I’ll be an uncle myself in a few weeks and I remember how great he was with his nieces. I want so badly to get his advice, seeing as even the thought of holding a newborn terrifies me. He’d probably tell me that I’ll get used to it and it becomes natural, but to keep a beer in the fridge when I babysit.
The “firsts” without him are just as heartbreaking as the “firsts” that won’t exist. I’m sad about that, but I’m reminded to be grateful and happy for the “firsts” that did. The first prank we pulled at a play practice, that set the script for many more to follow. Our first batch of failed plans, that led to routines of car rides to nowhere that were somehow better than when plans did work out. The first set of duo outfits and trips to Amvets that set the bar high for the next shin dig we would attend as “The Matt’s.” The first argument that helped us both understand how very different, yet oddly similar we were.
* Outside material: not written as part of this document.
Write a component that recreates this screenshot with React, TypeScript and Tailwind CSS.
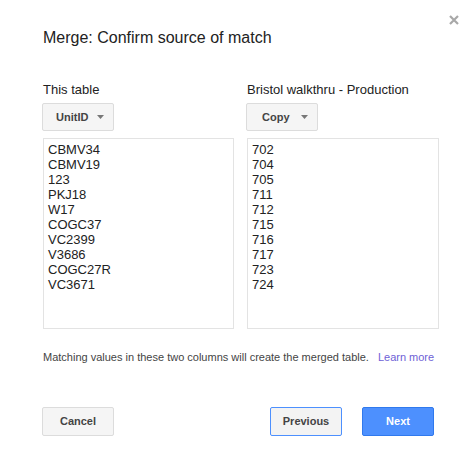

I have tried to look at those wonderful “firsts” and what they lead to, because as I deal with a new set of “firsts”, they allow me to take a deep breath, and realize that I am managing. Whether I feel like I’m falling apart or barely getting by, I am somehow getting through each day and I’m waking up with the intentions that I have one more day in the books of healing and hope. I have something that is worth grieving over, but I have something that is worth celebrating and cherishing for the many “firsts” that still await me.
The “firsts” of any relationship define how it evolves. They help get through the bumpy times, see through the dark times and bear the heavy times. Most of all, they help you understand that through uncertainty and doubt, and sorrow and anger, there is something beautiful and authentic that not even grief can tarnish.